### [What you will do]
Keep only the lines of the listing that include the word "screenshot", and copy them.

══ Data in this exercise ══

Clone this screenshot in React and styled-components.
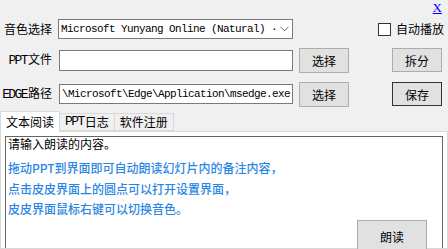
import styled, { createGlobalStyle } from "styled-components";

const GlobalStyle = createGlobalStyle`
  html, body {
    margin: 0;
    padding: 0;
  }
  body {
    background: #f0f0f0;
    font-family: "Noto Sans CJK SC", "Microsoft YaHei", sans-serif;
    font-size: 12px;
    color: #000;
  }
`;

const Window = styled.div`
  width: 448px;
  height: 249px;
  overflow: hidden;
  display: flex;
  flex-direction: column;
`;

const TopBar = styled.div`
  height: 19px;
  display: flex;
  justify-content: flex-end;
  padding-right: 6px;
`;

const CloseLink = styled.a`
  font-family: "Liberation Serif", serif;
  font-size: 13px;
  line-height: 13px;
  margin-top: 1px;
  color: #0000ff;
  text-decoration: underline;
  cursor: pointer;
`;

const Row = styled.div`
  display: flex;
  align-items: center;
  height: ${(p) => p.$h}px;
  margin-top: ${(p) => p.$mt || 0}px;
`;

const Label = styled.div`
  width: 52px;
  margin-right: 6px;
  text-align: right;
  white-space: nowrap;
  line-height: 14px;
`;

const Latin = styled.span`
  font-family: "Liberation Mono", monospace;
  font-size: 13px;
  letter-spacing: -1.6px;
  margin-right: 1px;
`;

const Select = styled.div`
  width: 235px;
  height: 20px;
  box-sizing: border-box;
  border: 1px solid #7a7a7a;
  background: #fff;
  display: flex;
  align-items: center;
  padding: 0 3px 0 2px;
  font-family: "Liberation Mono", monospace;
  font-size: 11px;
  letter-spacing: -0.6px;
  white-space: nowrap;
  overflow: hidden;
`;

const SelectText = styled.span`
  flex: 1;
  overflow: hidden;
`;

const Input = styled.div`
  width: 234px;
  height: ${(p) => p.$h}px;
  margin-left: 1px;
  box-sizing: border-box;
  border: 1px solid #7a7a7a;
  background: #fff;
  display: flex;
  align-items: center;
  padding-left: 2px;
  font-family: "Liberation Mono", monospace;
  font-size: 11px;
  letter-spacing: -0.6px;
  white-space: nowrap;
  overflow: hidden;
`;

const Button = styled.button`
  width: 50px;
  height: ${(p) => p.$h || 25}px;
  margin-left: ${(p) => (p.$right ? "auto" : "6px")};
  margin-right: ${(p) => (p.$right ? "6px" : "0")};
  box-sizing: border-box;
  background: #e1e1e1;
  border: 1px solid ${(p) => (p.$default ? "#333" : "#adadad")};
  font-family: "Noto Sans CJK SC", sans-serif;
  font-size: 12px;
  padding: 0;
  color: #000;
`;

const CheckGroup = styled.label`
  margin-left: auto;
  margin-right: 4px;
  display: flex;
  align-items: center;
  gap: 5px;
  line-height: 14px;
`;

const Box = styled.span`
  width: 13px;
  height: 13px;
  box-sizing: border-box;
  border: 1px solid #333;
  background: #fff;
`;

const TabStrip = styled.div`
  display: flex;
  align-items: flex-end;
  height: 20px;
  margin-top: 4px;
  position: relative;
  z-index: 1;
`;

const Tab = styled.div`
  height: ${(p) => (p.$active ? 21 : 18)}px;
  box-sizing: border-box;
  padding: 0 ${(p) => p.$pad}px;
  border: 1px solid #d9d9d9;
  border-bottom: ${(p) => (p.$active ? "none" : "1px solid #d9d9d9")};
  border-left: ${(p) => (p.$first || p.$active ? "1px solid #d9d9d9" : "none")};
  background: ${(p) => (p.$active ? "#fff" : "#f0f0f0")};
  margin-bottom: ${(p) => (p.$active ? -1 : 0)}px;
  display: flex;
  align-items: center;
  white-space: nowrap;
  line-height: 14px;
`;

const Panel = styled.div`
  flex: 1;
  display: flex;
  background: #fff;
  border: 1px solid #d9d9d9;
  padding: 4px 4px 0 4px;
`;

const TextBox = styled.div`
  flex: 1;
  position: relative;
  border: 1px solid #646464;
  border-bottom: none;
  background: #fff;
  padding: 0 2px;
`;

const Prompt = styled.div`
  line-height: 12px;
  margin-top: 1px;
`;

const Hint = styled.div`
  margin-top: 8px;
  color: #2a86e4;
  line-height: 20.5px;
  font-weight: 500;
`;

const ReadButton = styled.button`
  position: absolute;
  right: 15px;
  top: 83px;
  width: 70px;
  height: 32px;
  box-sizing: border-box;
  background: #e1e1e1;
  border: 1px solid #adadad;
  font-family: "Noto Sans CJK SC", sans-serif;
  font-size: 12px;
  padding: 0;
  color: #000;
`;

function Chevron() {
  return (
    <svg width="9" height="6" viewBox="0 0 9 6">
      <path d="M0.5 0.8 L4.5 4.8 L8.5 0.8" fill="none" stroke="#666" strokeWidth="1" />
    </svg>
  );
}

export default function App() {
  return (
    <Window>
      <GlobalStyle />
      <TopBar>
        <CloseLink>X</CloseLink>
      </TopBar>
      <Row $h={20}>
        <Label>音色选择</Label>
        <Select>
          <SelectText>Microsoft Yunyang Online (Natural) ·</SelectText>
          <Chevron />
        </Select>
        <CheckGroup>
          <Box />
          自动播放
        </CheckGroup>
      </Row>
      <Row $h={26} $mt={8}>
        <Label>
          <Latin>PPT</Latin>文件
        </Label>
        <Input $h={21} />
        <Button>选择</Button>
        <Button $right $h={24}>拆分</Button>
      </Row>
      <Row $h={26} $mt={8}>
        <Label>
          <Latin>EDGE</Latin>路径
        </Label>
        <Input $h={20}>\Microsoft\Edge\Application\msedge.exe</Input>
        <Button>选择</Button>
        <Button $right $default $h={24}>保存</Button>
      </Row>
      <TabStrip>
        <Tab $active $first $pad={5}>文本阅读</Tab>
        <Tab $pad={5}>
          <Latin>PPT</Latin>日志
        </Tab>
        <Tab $pad={5}>软件注册</Tab>
      </TabStrip>
      <Panel>
        <TextBox>
          <Prompt>请输入朗读的内容。</Prompt>
          <Hint>
            拖动PPT到界面即可自动朗读幻灯片内的备注内容，
            <br />
            点击皮皮界面上的圆点可以打开设置界面，
            <br />
            皮皮界面鼠标右键可以切换音色。
          </Hint>
          <ReadButton>朗读</ReadButton>
        </TextBox>
      </Panel>
    </Window>
  );
}
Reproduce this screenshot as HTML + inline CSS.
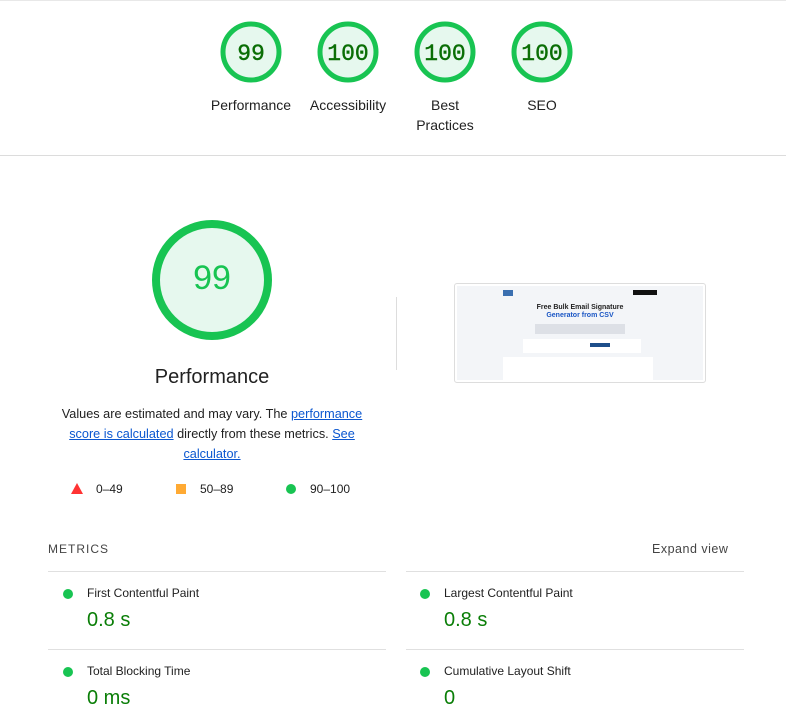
<!DOCTYPE html>
<html><head><meta charset="utf-8"><style>
*{margin:0;padding:0;box-sizing:border-box}
body{width:786px;height:712px;overflow:hidden;background:#fff;font-family:"Liberation Sans",Arial,sans-serif;color:#212121;position:relative}
.a{position:absolute}
.g{position:absolute;text-align:center;width:96px}
.g svg{display:block;margin:0 auto}
.lbl{font-size:14px;line-height:20px;margin-top:11px;color:#212121}
a{color:#0b57d0;text-decoration:underline}
.m{position:absolute;font-size:12px;color:#212121}
.dot{position:absolute;width:10px;height:10px;border-radius:50%;background:#18c452}
.val{position:absolute;font-size:20px;color:#0a7e07}
.hl{position:absolute;height:1px;background:#e0e0e0}
</style></head><body>
<div class="hl" style="left:0;top:0;width:786px;background:#e8e8e8"></div>
<div class="g" style="left:203px;top:20px">
<svg width="64" height="64"><circle cx="32" cy="32" r="28" fill="#e6f8ee" stroke="#18c452" stroke-width="5"/><text x="32" y="40" text-anchor="middle" font-family="Liberation Mono,monospace" font-size="23" fill="#0a6e05" stroke="#0a6e05" stroke-width="0.4">99</text></svg>
<div class="lbl">Performance</div></div>
<div class="g" style="left:300px;top:20px">
<svg width="64" height="64"><circle cx="32" cy="32" r="28" fill="#e6f8ee" stroke="#18c452" stroke-width="5"/><text x="32" y="40" text-anchor="middle" font-family="Liberation Mono,monospace" font-size="23" fill="#0a6e05" stroke="#0a6e05" stroke-width="0.4">100</text></svg>
<div class="lbl">Accessibility</div></div>
<div class="g" style="left:397px;top:20px">
<svg width="64" height="64"><circle cx="32" cy="32" r="28" fill="#e6f8ee" stroke="#18c452" stroke-width="5"/><text x="32" y="40" text-anchor="middle" font-family="Liberation Mono,monospace" font-size="23" fill="#0a6e05" stroke="#0a6e05" stroke-width="0.4">100</text></svg>
<div class="lbl">Best<br>Practices</div></div>
<div class="g" style="left:494px;top:20px">
<svg width="64" height="64"><circle cx="32" cy="32" r="28" fill="#e6f8ee" stroke="#18c452" stroke-width="5"/><text x="32" y="40" text-anchor="middle" font-family="Liberation Mono,monospace" font-size="23" fill="#0a6e05" stroke="#0a6e05" stroke-width="0.4">100</text></svg>
<div class="lbl">SEO</div></div>
<div class="hl" style="left:0;top:155px;width:786px;background:#dcdcdc"></div>

<svg class="a" style="left:150px;top:218px" width="124" height="124"><circle cx="62" cy="62" r="56" fill="#e6f8ee" stroke="#18c452" stroke-width="8"/><text x="62" y="71" text-anchor="middle" font-family="Liberation Sans,sans-serif" font-size="34" fill="#18c452">99</text></svg>
<div class="a" style="left:112px;top:366px;width:200px;text-align:center;font-size:20px">Performance</div>
<div class="a" style="left:50px;top:404px;width:324px;text-align:center;font-size:12.7px;line-height:20px">Values are estimated and may vary. The <a>performance score is calculated</a> directly from these metrics. <a>See calculator.</a></div>
<svg class="a" style="left:71px;top:483px" width="12" height="11"><polygon points="6,0 12,11 0,11" fill="#f33"/></svg>
<div class="m" style="left:96px;top:482px">0–49</div>
<div class="a" style="left:176px;top:484px;width:10px;height:10px;background:#fa3"></div>
<div class="m" style="left:200px;top:482px">50–89</div>
<div class="dot" style="left:286px;top:484px"></div>
<div class="m" style="left:310px;top:482px">90–100</div>

<div class="a" style="left:396px;top:297px;width:1px;height:73px;background:#ddd"></div>
<div class="a" style="left:454px;top:283px;width:252px;height:100px;border:1px solid #ddd;border-radius:3px;background:#fff;overflow:hidden">
<div class="a" style="left:2px;top:2px;width:246px;height:94px;background:#f3f5f8"></div>
<div class="a" style="left:48px;top:6px;width:10px;height:6px;background:#3a6fb0"></div>
<div class="a" style="left:178px;top:6px;width:24px;height:5px;background:#111"></div>
<div class="a" style="left:60px;top:20px;width:130px;text-align:center;font-size:7px;font-weight:bold;line-height:8px;color:#222">Free Bulk Email Signature<br><span style="color:#1a56c4">Generator from CSV</span></div>
<div class="a" style="left:80px;top:40px;width:90px;height:10px;background:#dde0e6"></div>
<div class="a" style="left:68px;top:55px;width:118px;height:14px;background:#fff"></div>
<div class="a" style="left:135px;top:59px;width:20px;height:4px;background:#1d4e8a"></div>
<div class="a" style="left:48px;top:73px;width:150px;height:30px;background:#fff"></div>
</div>

<div class="a" style="left:48px;top:542px;font-size:12px;letter-spacing:1px;color:#444">METRICS</div>
<div class="a" style="left:652px;top:542px;font-size:12.5px;letter-spacing:.5px;color:#444">Expand view</div>
<div class="hl" style="left:48px;top:571px;width:338px"></div>
<div class="hl" style="left:406px;top:571px;width:338px"></div>
<div class="hl" style="left:48px;top:649px;width:338px"></div>
<div class="hl" style="left:406px;top:649px;width:338px"></div>
<div class="dot" style="left:63px;top:589px"></div><div class="m" style="left:87px;top:586px">First Contentful Paint</div><div class="val" style="left:87px;top:609px">0.8 s</div>
<div class="dot" style="left:420px;top:589px"></div><div class="m" style="left:444px;top:586px">Largest Contentful Paint</div><div class="val" style="left:444px;top:609px">0.8 s</div>
<div class="dot" style="left:63px;top:667px"></div><div class="m" style="left:87px;top:664px">Total Blocking Time</div><div class="val" style="left:87px;top:687px">0 ms</div>
<div class="dot" style="left:420px;top:667px"></div><div class="m" style="left:444px;top:664px">Cumulative Layout Shift</div><div class="val" style="left:444px;top:687px">0</div>
</body></html>
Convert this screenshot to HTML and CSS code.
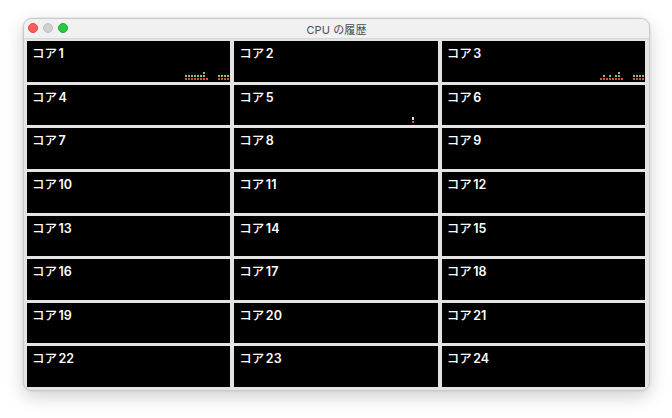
FILE: index.html
```html
<!DOCTYPE html>
<html lang="ja">
<head>
<meta charset="utf-8">
<title>CPU の履歴</title>
<link rel="stylesheet" href="styles.css">
</head>
<body>
<div class="window">
  <div class="titlebar">
    <div class="lights">
      <span class="light red"></span>
      <span class="light gray"></span>
      <span class="light green"></span>
    </div>
    <div class="title">CPU の履歴</div>
  </div>
  <div class="grid">
    <div class="core"><span class="label">コア<span class="num">1</span></span>
      <div class="graph">
        <i class="col"><b class="u"></b><b class="s"></b></i>
        <i class="col"><b class="u"></b><b class="s"></b></i>
        <i class="col"><b class="u"></b><b class="s"></b></i>
        <i class="col"><b class="u"></b><b class="s"></b></i>
        <i class="col"><b class="u"></b><b class="s"></b></i>
        <i class="col"><b class="u"></b><b class="s"></b></i>
        <i class="col"><b class="u"></b><b class="u"></b><b class="s"></b></i>
        <i class="col"><b class="s"></b></i>
        <i class="col"></i>
        <i class="col"></i>
        <i class="col"></i>
        <i class="col"><b class="u"></b><b class="s"></b></i>
        <i class="col"><b class="u"></b><b class="s"></b></i>
        <i class="col"><b class="u"></b><b class="s"></b></i>
        <i class="col"><b class="u"></b><b class="s"></b></i>
      </div>
    </div>
    <div class="core"><span class="label">コア<span class="num">2</span></span></div>
    <div class="core"><span class="label">コア<span class="num">3</span></span>
      <div class="graph">
        <i class="col"><b class="s"></b></i>
        <i class="col"><b class="u"></b><b class="s"></b></i>
        <i class="col"><b class="s"></b></i>
        <i class="col"><b class="u"></b><b class="s"></b></i>
        <i class="col"><b class="s"></b></i>
        <i class="col"><b class="u"></b><b class="s"></b></i>
        <i class="col"><b class="u"></b><b class="u"></b><b class="s"></b></i>
        <i class="col"><b class="s"></b></i>
        <i class="col"></i>
        <i class="col"></i>
        <i class="col"></i>
        <i class="col"><b class="u"></b><b class="s"></b></i>
        <i class="col"><b class="u"></b><b class="s"></b></i>
        <i class="col"><b class="u"></b><b class="s"></b></i>
        <i class="col"><b class="u"></b><b class="s"></b></i>
      </div>
    </div>
    <div class="core"><span class="label">コア<span class="num">4</span></span></div>
    <div class="core"><span class="label">コア<span class="num">5</span></span>
      <div class="graph mid">
        <i class="col"><b class="w"></b><b class="s"></b></i>
      </div>
    </div>
    <div class="core"><span class="label">コア<span class="num">6</span></span></div>
    <div class="core"><span class="label">コア<span class="num">7</span></span></div>
    <div class="core"><span class="label">コア<span class="num">8</span></span></div>
    <div class="core"><span class="label">コア<span class="num">9</span></span></div>
    <div class="core"><span class="label">コア<span class="num">10</span></span></div>
    <div class="core"><span class="label">コア<span class="num">11</span></span></div>
    <div class="core"><span class="label">コア<span class="num">12</span></span></div>
    <div class="core"><span class="label">コア<span class="num">13</span></span></div>
    <div class="core"><span class="label">コア<span class="num">14</span></span></div>
    <div class="core"><span class="label">コア<span class="num">15</span></span></div>
    <div class="core"><span class="label">コア<span class="num">16</span></span></div>
    <div class="core"><span class="label">コア<span class="num">17</span></span></div>
    <div class="core"><span class="label">コア<span class="num">18</span></span></div>
    <div class="core"><span class="label">コア<span class="num">19</span></span></div>
    <div class="core"><span class="label">コア<span class="num">20</span></span></div>
    <div class="core"><span class="label">コア<span class="num">21</span></span></div>
    <div class="core"><span class="label">コア<span class="num">22</span></span></div>
    <div class="core"><span class="label">コア<span class="num">23</span></span></div>
    <div class="core"><span class="label">コア<span class="num">24</span></span></div>
  </div>
</div>
</body>
</html>
```
FILE: styles.css
```css
html, body {
  margin: 0;
  padding: 0;
  background: #ffffff;
}
body {
  width: 672px;
  height: 418px;
  overflow: hidden;
  font-family: "Inter", "Noto Sans CJK JP", sans-serif;
}
.window {
  margin: 18px 0 0 23px;
  width: 627px;
  height: 373px;
  box-sizing: border-box;
  border: 1px solid #c9c9c9;
  border-radius: 9px;
  background: #e4e4e4;
  box-shadow: 0 6px 18px rgba(0, 0, 0, 0.18), 0 0 2px rgba(0, 0, 0, 0.15);
  display: flex;
  flex-direction: column;
  overflow: hidden;
}
.titlebar {
  height: 19px;
  flex: none;
  position: relative;
  display: flex;
  align-items: center;
  justify-content: center;
  background: #f2f1f2;
  border-bottom: 1px solid #d6d6d6;
}
.lights {
  position: absolute;
  left: 4px;
  top: 4px;
  display: flex;
  gap: 5px;
}
.light {
  width: 10px;
  height: 10px;
  border-radius: 50%;
  box-sizing: border-box;
}
.light.red { background: #fe5f57; border: 0.5px solid #e2463f; }
.light.gray { background: #d0cfd0; border: 0.5px solid #bdbdbd; }
.light.green { background: #28c840; border: 0.5px solid #1daa2e; }
.title {
  font-size: 11px;
  color: #4c4c4c;
  letter-spacing: 0.1px;
}
.grid {
  flex: 1;
  display: grid;
  grid-template-columns: repeat(3, 1fr);
  grid-template-rows: repeat(8, 1fr);
  column-gap: 4px;
  row-gap: 3px;
  padding: 2px 4px 3px 3px;
  background: #e4e4e4;
}
.core {
  background: #000000;
  display: flex;
  flex-direction: column;
  justify-content: space-between;
  padding: 5px 0 2px 5px;
  min-height: 0;
}
.label {
  color: #ffffff;
  font-size: 12.5px;
  font-weight: 500;
  line-height: 16px;
}
.num {
  margin-left: 1.5px;
  font-weight: 600;
}
.graph {
  align-self: flex-end;
  display: flex;
  align-items: flex-end;
  gap: 1px;
  padding-right: 1px;
}
.graph.mid {
  margin-right: 23px;
}
.col {
  width: 2px;
  display: flex;
  flex-direction: column;
  gap: 1px;
}
.col b {
  display: block;
  width: 2px;
  height: 2px;
}
.col b.u { background: #7fc76a; }
.col b.s { background: #d9534a; }
.col b.w { background: #f0e0c0; height: 3px; }
```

═══

### [Correct response]
Clone this screenshot in React and styled-components.
Reproduce this screenshot as HTML + inline CSS.
Convert this screenshot to HTML and CSS code.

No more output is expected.